STORED RECORDS =
● ● ●
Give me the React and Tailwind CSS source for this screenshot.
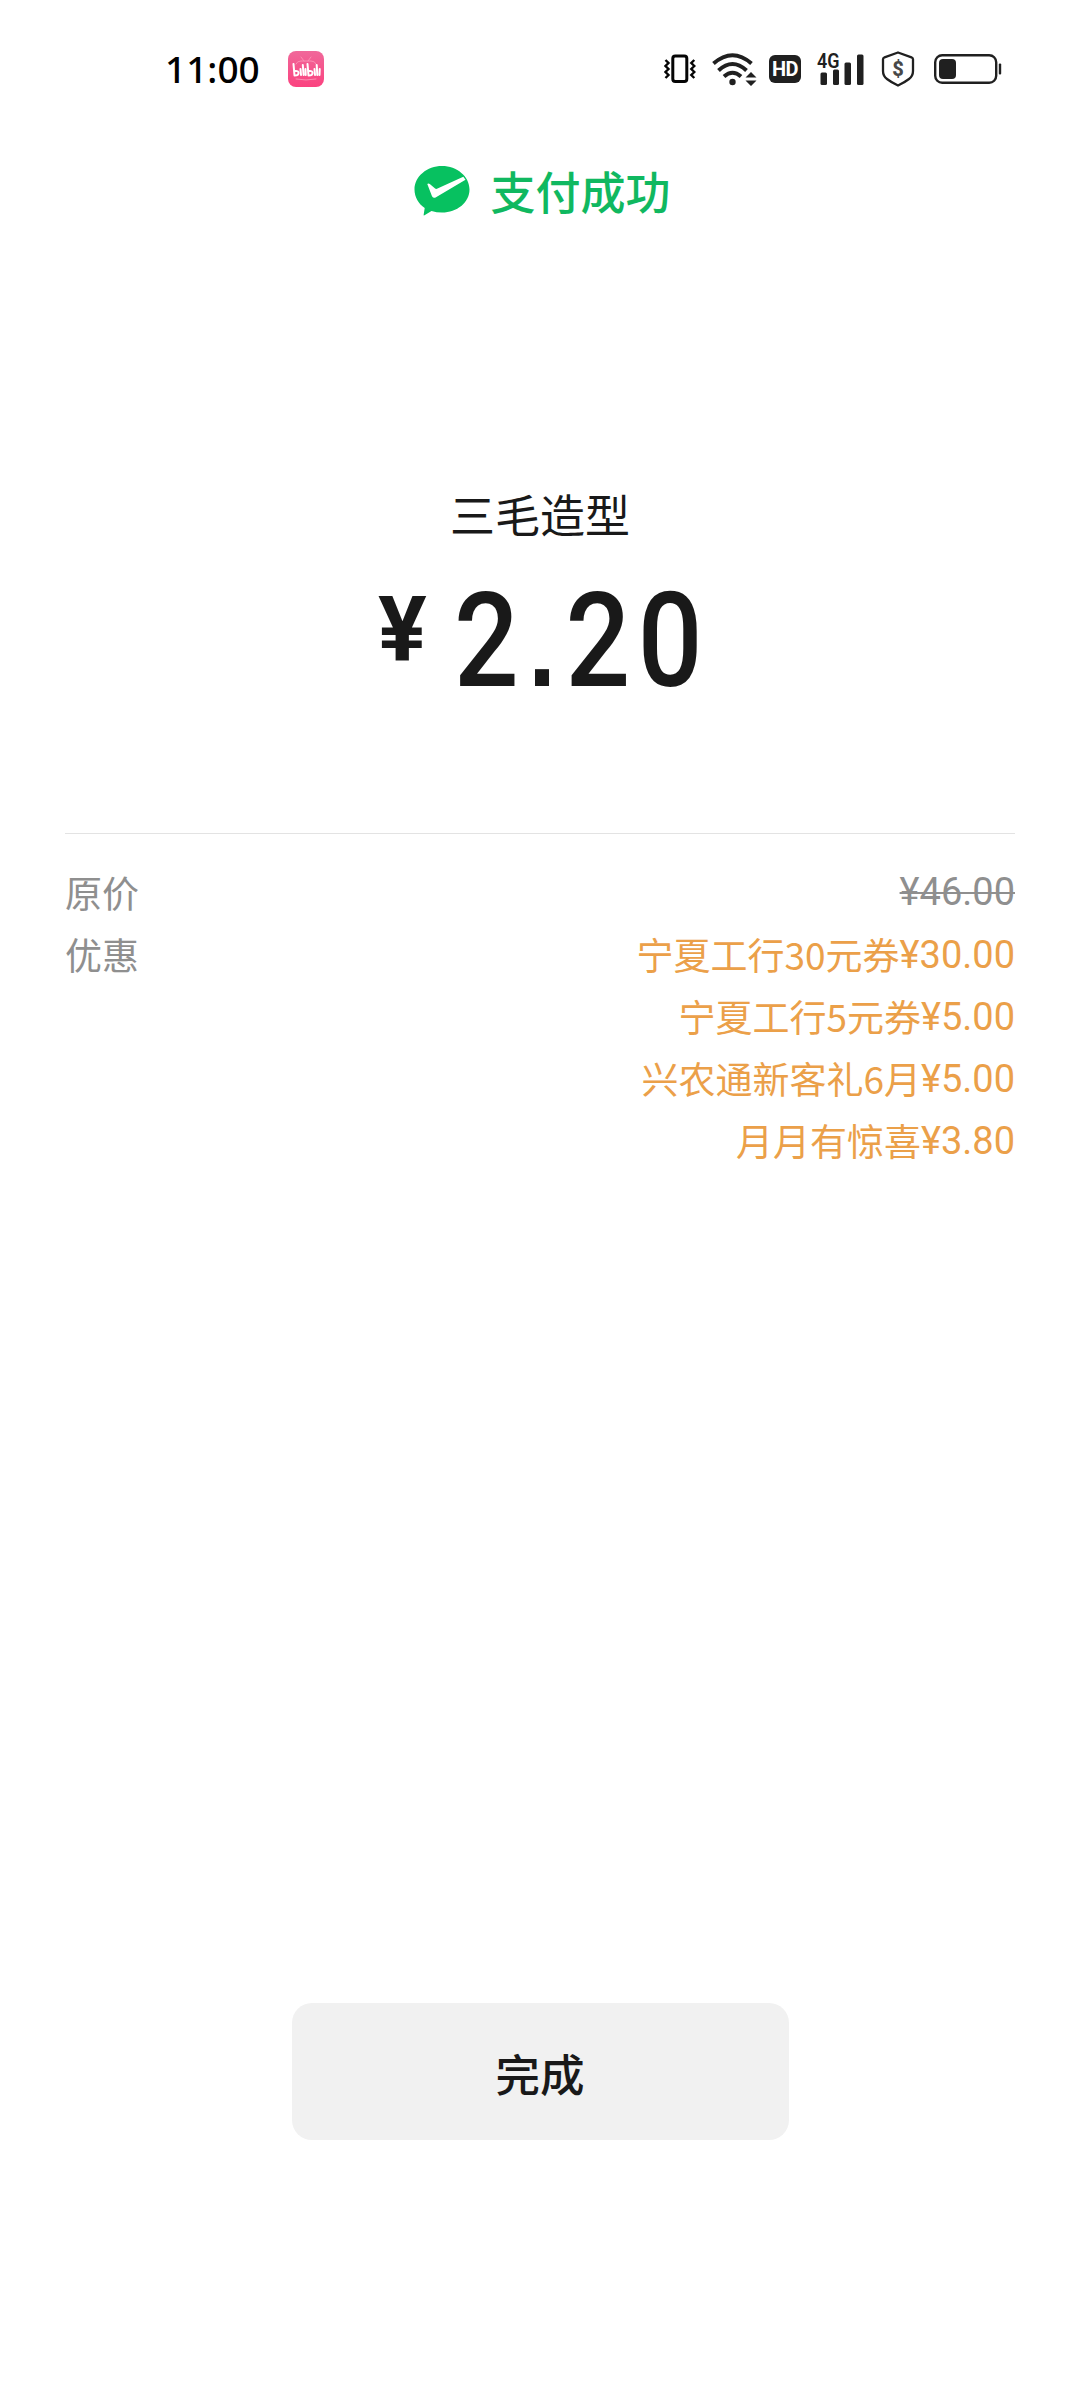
● ● ●
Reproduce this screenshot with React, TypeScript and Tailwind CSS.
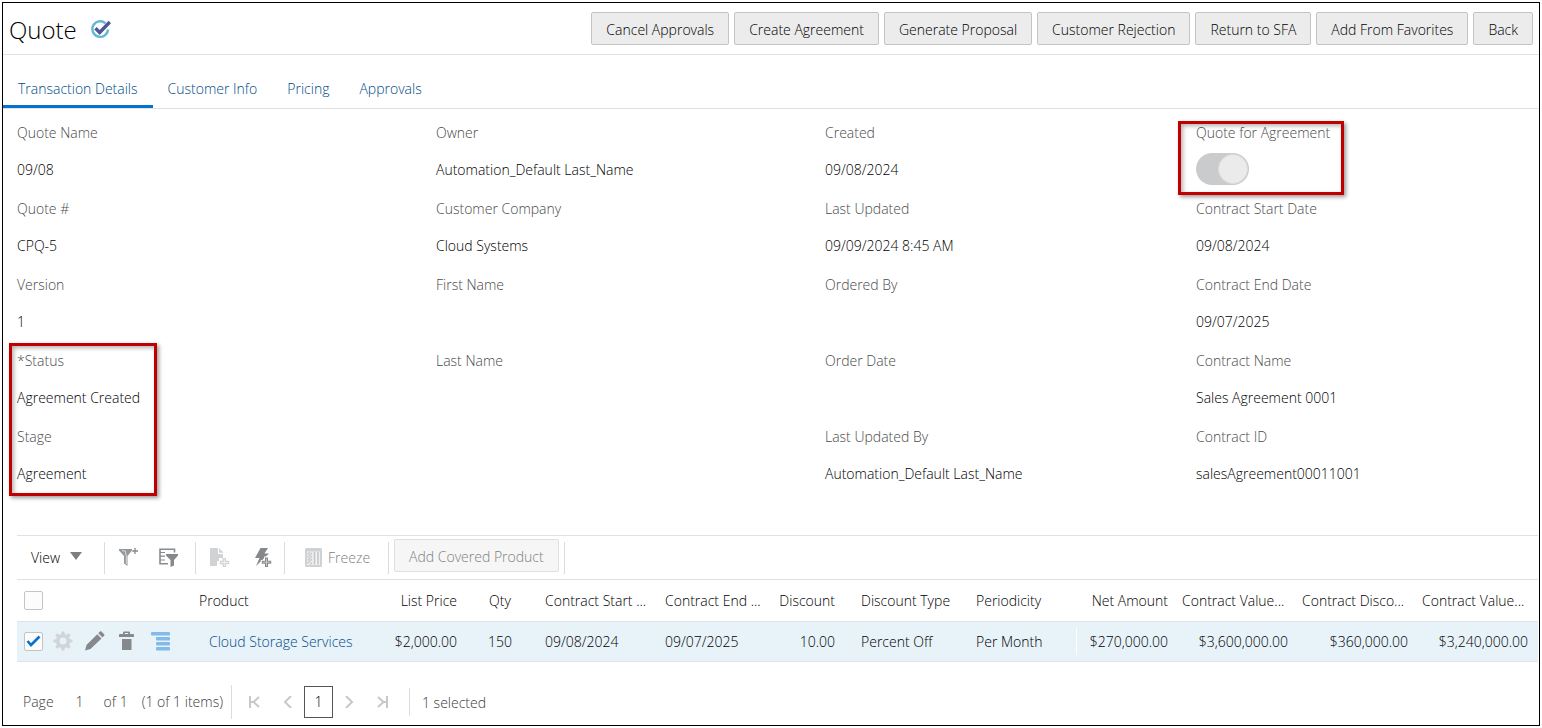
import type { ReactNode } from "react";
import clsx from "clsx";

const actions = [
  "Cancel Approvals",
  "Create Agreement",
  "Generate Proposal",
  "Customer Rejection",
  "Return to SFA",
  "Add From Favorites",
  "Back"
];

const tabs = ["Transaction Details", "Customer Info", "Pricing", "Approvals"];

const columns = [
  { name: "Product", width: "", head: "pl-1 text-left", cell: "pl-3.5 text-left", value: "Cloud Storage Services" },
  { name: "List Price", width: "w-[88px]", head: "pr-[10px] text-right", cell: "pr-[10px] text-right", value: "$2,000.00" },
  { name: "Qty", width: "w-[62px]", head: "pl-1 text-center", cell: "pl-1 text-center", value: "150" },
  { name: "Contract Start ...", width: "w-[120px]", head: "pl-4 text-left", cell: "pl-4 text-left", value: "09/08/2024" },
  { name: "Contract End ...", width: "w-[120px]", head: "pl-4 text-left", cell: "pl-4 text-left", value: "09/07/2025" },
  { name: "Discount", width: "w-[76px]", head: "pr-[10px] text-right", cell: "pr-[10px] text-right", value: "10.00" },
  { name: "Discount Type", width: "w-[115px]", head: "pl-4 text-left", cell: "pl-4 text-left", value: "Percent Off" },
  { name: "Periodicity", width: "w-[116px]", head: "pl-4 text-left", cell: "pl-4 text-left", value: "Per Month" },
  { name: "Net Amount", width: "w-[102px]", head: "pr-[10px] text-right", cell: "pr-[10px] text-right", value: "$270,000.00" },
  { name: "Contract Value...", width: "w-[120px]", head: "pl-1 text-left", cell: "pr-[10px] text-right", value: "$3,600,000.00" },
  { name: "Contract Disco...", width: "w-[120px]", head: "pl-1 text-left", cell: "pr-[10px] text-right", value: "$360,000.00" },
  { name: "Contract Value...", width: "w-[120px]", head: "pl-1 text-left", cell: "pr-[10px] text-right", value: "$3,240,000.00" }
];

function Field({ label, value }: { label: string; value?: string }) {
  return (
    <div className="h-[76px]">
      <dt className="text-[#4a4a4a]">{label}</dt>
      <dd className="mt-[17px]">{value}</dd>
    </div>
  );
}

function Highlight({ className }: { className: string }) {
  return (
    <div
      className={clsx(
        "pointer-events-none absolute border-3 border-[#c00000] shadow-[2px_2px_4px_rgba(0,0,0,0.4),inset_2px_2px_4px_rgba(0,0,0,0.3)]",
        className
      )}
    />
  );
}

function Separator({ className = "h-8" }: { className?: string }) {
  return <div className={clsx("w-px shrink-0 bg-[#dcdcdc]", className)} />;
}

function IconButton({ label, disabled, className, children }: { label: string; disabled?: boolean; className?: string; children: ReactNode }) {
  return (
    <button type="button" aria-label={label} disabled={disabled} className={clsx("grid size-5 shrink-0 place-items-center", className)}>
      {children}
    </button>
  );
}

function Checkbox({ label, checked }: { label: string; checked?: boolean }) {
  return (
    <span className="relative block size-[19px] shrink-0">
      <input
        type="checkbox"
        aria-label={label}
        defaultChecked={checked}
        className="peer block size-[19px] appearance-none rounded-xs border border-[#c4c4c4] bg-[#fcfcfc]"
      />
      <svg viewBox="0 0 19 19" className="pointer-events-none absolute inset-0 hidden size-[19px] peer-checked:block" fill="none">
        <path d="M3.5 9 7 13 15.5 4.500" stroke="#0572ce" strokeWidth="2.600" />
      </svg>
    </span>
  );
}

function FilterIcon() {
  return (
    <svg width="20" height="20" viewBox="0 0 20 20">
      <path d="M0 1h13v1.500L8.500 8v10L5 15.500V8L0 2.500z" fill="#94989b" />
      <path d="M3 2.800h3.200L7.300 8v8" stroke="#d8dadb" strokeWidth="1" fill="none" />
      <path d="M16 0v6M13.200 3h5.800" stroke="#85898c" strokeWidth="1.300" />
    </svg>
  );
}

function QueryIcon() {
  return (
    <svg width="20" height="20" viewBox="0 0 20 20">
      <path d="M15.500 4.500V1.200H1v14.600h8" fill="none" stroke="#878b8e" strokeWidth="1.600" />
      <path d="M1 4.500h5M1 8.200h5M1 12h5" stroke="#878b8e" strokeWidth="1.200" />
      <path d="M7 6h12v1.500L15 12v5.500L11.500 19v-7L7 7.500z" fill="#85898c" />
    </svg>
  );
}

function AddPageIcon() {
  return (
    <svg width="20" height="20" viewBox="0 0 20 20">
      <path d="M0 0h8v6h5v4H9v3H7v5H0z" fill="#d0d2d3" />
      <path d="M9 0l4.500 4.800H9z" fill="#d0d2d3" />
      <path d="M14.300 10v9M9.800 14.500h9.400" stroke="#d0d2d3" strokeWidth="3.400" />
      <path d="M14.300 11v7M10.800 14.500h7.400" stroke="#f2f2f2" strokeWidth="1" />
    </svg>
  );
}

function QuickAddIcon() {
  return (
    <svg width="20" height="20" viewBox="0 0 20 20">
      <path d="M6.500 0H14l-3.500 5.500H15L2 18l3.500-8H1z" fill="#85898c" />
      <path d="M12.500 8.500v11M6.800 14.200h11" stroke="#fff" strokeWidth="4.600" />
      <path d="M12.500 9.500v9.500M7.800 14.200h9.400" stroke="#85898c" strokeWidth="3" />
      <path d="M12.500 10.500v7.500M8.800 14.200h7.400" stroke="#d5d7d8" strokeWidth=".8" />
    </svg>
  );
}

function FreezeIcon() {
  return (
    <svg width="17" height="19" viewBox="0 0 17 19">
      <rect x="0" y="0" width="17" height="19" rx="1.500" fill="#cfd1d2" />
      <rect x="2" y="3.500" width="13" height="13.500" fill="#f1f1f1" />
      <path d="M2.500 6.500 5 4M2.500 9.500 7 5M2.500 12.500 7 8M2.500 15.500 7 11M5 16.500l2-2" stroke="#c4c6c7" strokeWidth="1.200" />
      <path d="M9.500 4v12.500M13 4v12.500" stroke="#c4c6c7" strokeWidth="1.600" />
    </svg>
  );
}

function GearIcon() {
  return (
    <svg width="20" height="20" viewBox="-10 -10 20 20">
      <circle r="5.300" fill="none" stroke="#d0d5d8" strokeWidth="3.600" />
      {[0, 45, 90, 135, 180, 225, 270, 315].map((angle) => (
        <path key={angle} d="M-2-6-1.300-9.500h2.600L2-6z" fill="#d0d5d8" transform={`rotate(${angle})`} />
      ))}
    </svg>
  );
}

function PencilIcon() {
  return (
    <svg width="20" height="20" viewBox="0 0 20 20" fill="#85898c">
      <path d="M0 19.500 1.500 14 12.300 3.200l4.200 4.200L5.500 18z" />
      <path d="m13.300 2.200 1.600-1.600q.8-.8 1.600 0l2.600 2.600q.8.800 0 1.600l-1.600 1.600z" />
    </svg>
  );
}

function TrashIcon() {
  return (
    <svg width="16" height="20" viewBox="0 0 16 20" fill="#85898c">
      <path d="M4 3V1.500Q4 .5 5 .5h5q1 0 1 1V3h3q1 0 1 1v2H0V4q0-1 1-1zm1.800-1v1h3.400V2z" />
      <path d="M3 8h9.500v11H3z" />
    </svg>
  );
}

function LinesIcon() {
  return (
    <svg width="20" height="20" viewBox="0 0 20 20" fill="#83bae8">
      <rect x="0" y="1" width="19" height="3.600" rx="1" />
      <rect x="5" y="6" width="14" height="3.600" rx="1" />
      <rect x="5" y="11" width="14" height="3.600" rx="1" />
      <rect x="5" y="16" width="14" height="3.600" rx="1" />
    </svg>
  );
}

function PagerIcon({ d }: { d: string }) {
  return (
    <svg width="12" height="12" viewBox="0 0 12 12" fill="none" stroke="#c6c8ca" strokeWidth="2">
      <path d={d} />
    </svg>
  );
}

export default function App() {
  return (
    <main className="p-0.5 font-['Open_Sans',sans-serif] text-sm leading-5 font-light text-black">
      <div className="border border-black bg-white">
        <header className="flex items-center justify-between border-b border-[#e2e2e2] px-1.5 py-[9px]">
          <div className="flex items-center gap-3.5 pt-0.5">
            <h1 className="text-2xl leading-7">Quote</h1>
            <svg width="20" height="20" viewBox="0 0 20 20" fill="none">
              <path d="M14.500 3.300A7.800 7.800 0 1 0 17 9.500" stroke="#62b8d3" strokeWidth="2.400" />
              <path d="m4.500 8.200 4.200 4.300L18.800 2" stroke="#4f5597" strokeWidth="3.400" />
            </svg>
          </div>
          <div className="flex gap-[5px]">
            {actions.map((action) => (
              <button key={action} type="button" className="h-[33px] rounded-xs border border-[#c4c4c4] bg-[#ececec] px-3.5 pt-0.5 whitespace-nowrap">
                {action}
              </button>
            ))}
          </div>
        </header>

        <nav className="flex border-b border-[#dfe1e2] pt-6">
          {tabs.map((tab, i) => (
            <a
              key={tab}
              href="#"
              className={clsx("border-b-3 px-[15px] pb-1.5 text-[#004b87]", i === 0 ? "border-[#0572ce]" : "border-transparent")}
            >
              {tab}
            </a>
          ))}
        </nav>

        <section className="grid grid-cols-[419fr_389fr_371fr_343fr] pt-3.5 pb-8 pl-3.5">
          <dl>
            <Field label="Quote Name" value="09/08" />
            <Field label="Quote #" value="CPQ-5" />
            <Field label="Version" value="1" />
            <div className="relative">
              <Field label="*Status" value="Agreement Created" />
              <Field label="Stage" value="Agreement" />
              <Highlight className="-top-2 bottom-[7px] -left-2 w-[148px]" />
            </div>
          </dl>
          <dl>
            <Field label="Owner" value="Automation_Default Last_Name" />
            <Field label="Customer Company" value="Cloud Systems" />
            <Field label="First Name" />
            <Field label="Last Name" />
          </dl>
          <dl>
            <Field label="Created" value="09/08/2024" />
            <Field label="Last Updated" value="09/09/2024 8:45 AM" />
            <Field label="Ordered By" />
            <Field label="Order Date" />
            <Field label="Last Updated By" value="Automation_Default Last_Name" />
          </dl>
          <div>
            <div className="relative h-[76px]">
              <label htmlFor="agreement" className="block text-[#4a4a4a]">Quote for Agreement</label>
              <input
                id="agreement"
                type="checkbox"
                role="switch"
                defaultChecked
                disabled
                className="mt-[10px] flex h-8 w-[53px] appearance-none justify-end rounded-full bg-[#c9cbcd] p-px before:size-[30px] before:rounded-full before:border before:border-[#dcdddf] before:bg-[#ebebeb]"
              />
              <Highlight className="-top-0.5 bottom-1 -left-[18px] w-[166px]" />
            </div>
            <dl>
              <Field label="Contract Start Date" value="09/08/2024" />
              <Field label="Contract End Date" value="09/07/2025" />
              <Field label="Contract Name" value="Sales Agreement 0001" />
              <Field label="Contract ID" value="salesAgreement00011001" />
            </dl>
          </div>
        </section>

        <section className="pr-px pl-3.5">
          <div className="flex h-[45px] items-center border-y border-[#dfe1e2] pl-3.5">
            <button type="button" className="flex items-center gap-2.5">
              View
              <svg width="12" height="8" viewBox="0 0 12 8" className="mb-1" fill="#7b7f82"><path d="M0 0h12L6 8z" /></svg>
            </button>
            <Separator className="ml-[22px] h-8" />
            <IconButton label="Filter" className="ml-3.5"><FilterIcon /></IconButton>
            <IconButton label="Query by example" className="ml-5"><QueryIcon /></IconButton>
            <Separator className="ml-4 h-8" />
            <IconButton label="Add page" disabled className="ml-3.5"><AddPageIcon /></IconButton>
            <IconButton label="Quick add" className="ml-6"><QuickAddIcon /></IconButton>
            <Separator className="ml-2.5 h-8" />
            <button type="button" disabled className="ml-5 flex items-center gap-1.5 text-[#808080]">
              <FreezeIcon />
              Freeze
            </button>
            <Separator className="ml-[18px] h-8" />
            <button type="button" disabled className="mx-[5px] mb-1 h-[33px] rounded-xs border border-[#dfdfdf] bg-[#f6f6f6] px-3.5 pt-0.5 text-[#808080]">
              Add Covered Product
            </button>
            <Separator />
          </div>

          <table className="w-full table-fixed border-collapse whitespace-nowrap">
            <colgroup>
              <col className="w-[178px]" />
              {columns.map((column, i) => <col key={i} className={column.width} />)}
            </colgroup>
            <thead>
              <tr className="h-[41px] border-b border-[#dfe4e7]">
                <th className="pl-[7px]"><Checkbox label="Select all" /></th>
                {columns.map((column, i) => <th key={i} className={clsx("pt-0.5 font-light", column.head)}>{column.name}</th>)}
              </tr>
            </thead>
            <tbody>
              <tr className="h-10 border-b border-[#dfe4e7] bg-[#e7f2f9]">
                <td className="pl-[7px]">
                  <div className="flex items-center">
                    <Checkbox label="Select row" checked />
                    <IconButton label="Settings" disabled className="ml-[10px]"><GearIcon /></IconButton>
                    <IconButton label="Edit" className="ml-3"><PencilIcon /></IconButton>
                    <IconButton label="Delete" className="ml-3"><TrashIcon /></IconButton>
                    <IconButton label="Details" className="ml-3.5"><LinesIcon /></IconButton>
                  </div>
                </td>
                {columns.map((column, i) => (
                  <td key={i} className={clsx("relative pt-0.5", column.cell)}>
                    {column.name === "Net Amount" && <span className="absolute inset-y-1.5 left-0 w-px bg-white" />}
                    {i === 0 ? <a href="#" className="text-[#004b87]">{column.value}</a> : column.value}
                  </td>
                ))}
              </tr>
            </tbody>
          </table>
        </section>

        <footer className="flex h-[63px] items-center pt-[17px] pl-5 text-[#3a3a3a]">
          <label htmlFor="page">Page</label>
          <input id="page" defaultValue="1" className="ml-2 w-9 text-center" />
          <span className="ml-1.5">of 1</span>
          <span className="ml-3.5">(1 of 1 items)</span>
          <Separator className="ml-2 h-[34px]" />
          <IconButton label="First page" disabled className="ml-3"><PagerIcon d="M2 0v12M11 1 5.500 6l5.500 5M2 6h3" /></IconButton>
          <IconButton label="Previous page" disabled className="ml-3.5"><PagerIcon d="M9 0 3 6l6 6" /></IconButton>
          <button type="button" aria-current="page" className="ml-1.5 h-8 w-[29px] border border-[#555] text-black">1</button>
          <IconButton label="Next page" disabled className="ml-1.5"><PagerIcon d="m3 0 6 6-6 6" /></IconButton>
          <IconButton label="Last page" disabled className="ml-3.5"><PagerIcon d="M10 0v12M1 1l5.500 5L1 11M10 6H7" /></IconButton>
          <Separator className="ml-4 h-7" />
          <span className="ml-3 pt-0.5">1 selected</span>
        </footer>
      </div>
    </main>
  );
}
● ● ●
WRITTEN EXERCISE = Look through the material above and work out how many of its lines contain "this". State the number only.

FULL ANSWER = 2